Data Management 2.0 reframes how organization’s approach the application of data to the business by understanding how organizations create value (and where and how data can help create value) instead of starting with data (and hoping that data finds its way to value). For more on how to do that, check out my book “The Art of Thinking Like a Data Scientist” which provides an 8-step, collaborative process for engaging the business stakeholders in identifying, validating, valuing, and prioritizing the organization’s most important business and operational use cases (Figure 7).
Figure 7: The Art of Thinking Like a Data Scientist
Law #4: Turning everyone into Data Engineers is not practical and not scalable
Finally, asking business stakeholders to manage their own data sources is impractical and dangerous. It opens the door to random, orphaned data management processes that may address the data and analytic tactical needs, but at the expense of data and analytics’ strategic, economic value.
Data Management 2.0 empowers the entire organization with the capabilities for building, sharing, and refining the organization’s data and analytics capabilities and assets that enables organizations to unleash the business or economic value of their data.

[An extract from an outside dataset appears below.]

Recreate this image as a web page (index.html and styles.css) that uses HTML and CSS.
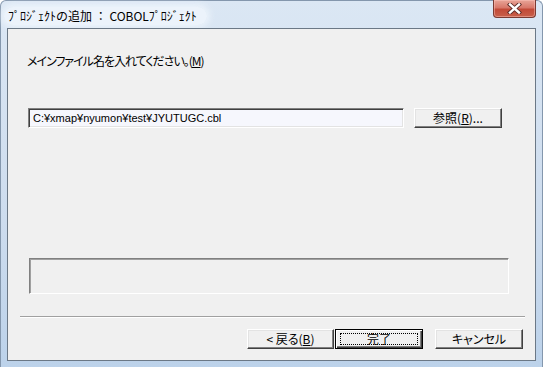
FILE: index.html
```html
<!DOCTYPE html>
<html lang="ja">
<head>
    <meta charset="UTF-8">
    <title>プロジェクトの追加</title>
    <link rel="stylesheet" href="styles.css">
</head>
<body>
    <div class="window">
        <div class="titleBar">
            <span class="titleText">ﾌﾟﾛｼﾞｪｸﾄの追加 ： COBOLﾌﾟﾛｼﾞｪｸﾄ</span>
            <div class="closeBtn">
                <svg width="17" height="11" viewBox="0 0 17 11">
                    <path d="M4 1.5 L13 9.5 M13 1.5 L4 9.5" stroke="#5a2a26" stroke-width="4.2" stroke-linecap="square"/>
                    <path d="M4 1.5 L13 9.5 M13 1.5 L4 9.5" stroke="#ffffff" stroke-width="2.4" stroke-linecap="square"/>
                </svg>
            </div>
        </div>
        <div class="client">
            <div class="label">メインファイル名を入れてください。(<u>M</u>)</div>
            <div class="fileRow">
                <div class="fileInput">C:¥xmap¥nyumon¥test¥JYUTUGC.cbl</div>
                <div class="btn browse">参照(<u>R</u>)...</div>
            </div>
            <div class="msgBox"></div>
            <div class="sep"></div>
            <div class="btnRow">
                <div class="btn">&lt; 戻る(<u>B</u>)</div>
                <div class="btn default"><span class="focus">完了</span></div>
                <div class="btn cancel">キャンセル</div>
            </div>
        </div>
    </div>
</body>
</html>
```

FILE: styles.css
```css
body {
    margin: 0;
    font-family: "Noto Sans CJK JP", "Liberation Sans", sans-serif;
    font-size: 12px;
    color: #000;
}
.window {
    width: 543px;
    height: 367px;
    box-sizing: border-box;
    display: flex;
    flex-direction: column;
    border: 1px solid #8497ad;
    border-bottom: 0;
    border-radius: 6px 6px 0 0;
    background: linear-gradient(to bottom, #dbe7f4 0%, #cddcee 60%, #bcd2ea 100%);
}
.titleBar {
    height: 27px;
    display: flex;
    justify-content: space-between;
    align-items: flex-start;
}
.titleText {
    margin: 6px 0 0 3px;
    padding: 0 10px 0 4px;
    height: 18px;
    line-height: 18px;
    font-size: 12px;
    border-radius: 9px;
    background: rgba(240, 246, 252, 0.8);
    box-shadow: 0 0 6px 3px rgba(240, 246, 252, 0.8);
}
.closeBtn {
    width: 43px;
    height: 18px;
    box-sizing: border-box;
    margin: -1px 6px 0 0;
    border: 1px solid #7a3a32;
    border-top: 0;
    border-radius: 0 0 4px 4px;
    background: linear-gradient(to bottom, #e8a598 0%, #d8786a 45%, #c24a38 55%, #c8604a 100%);
    box-shadow: inset 0 0 0 1px rgba(255, 200, 190, 0.45);
    display: flex;
    align-items: center;
    justify-content: center;
}
.client {
    flex: 1;
    margin: 0 6px 6px 6px;
    border: 1px solid #6b7886;
    background: #f0f0f0;
    display: flex;
    flex-direction: column;
}
.label {
    margin: 25px 0 0 19px;
    height: 14px;
    line-height: 14px;
    font-size: 12px;
    letter-spacing: -1px;
    font-feature-settings: "palt";
}
.fileRow {
    margin: 40px 0 0 20px;
    display: flex;
    height: 20px;
}
.fileInput {
    width: 376px;
    box-sizing: border-box;
    border: 1px solid;
    border-color: #808080 #ffffff #ffffff #808080;
    box-shadow: inset 1px 1px 0 #404040, inset -1px -1px 0 #e3e3e3;
    background: #f6f7fd;
    padding-left: 4px;
    line-height: 18px;
    font-family: "Liberation Sans", sans-serif;
    font-size: 11px;
}
.btn {
    width: 87px;
    height: 20px;
    box-sizing: border-box;
    border: 1px solid;
    border-color: #ffffff #404040 #404040 #ffffff;
    box-shadow: inset -1px -1px 0 #808080, inset 1px 1px 0 #e3e3e3;
    background: #f0f0f0;
    display: flex;
    align-items: center;
    justify-content: center;
    line-height: 16px;
    font-feature-settings: "palt";
}
.browse {
    margin-left: 10px;
    width: 88px;
}
.msgBox {
    margin: 130px 0 0 21px;
    width: 480px;
    height: 36px;
    box-sizing: border-box;
    border: 1px solid;
    border-color: #808080 #ffffff #ffffff #808080;
    box-shadow: inset 1px 1px 0 #a0a0a0;
}
.sep {
    margin: 22px 0 0 12px;
    width: 505px;
    border-top: 1px solid #a0a0a0;
    border-bottom: 1px solid #ffffff;
}
.btnRow {
    margin: 11px 0 0 239px;
    display: flex;
    gap: 1px;
}
.default {
    width: 88px;
    border: 1px solid #000;
    box-shadow: inset 1px 1px 0 #ffffff, inset -1px -1px 0 #404040, inset -2px -2px 0 #808080;
}
.focus {
    width: 78px;
    height: 12px;
    box-sizing: border-box;
    border: 1px dotted #000;
    display: flex;
    align-items: center;
    justify-content: center;
}
.cancel {
    margin-left: 11px;
    width: 88px;
}
```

Reframing the Data Management Conversation Summary
If we believe that data is the new oil – that data will be the catalyst for the economic growth in the 21st century – then we need to spend less time and investments trying to manage data and dramatically increase the time and investments to monetize data. That will require organizations to expand their data management capabilities to support the sharing, re-using and continuous refinement of the data and analytics assets to derive and drive new sources of customer, product, and operational value.
Damn it feels good to be a data gangsta!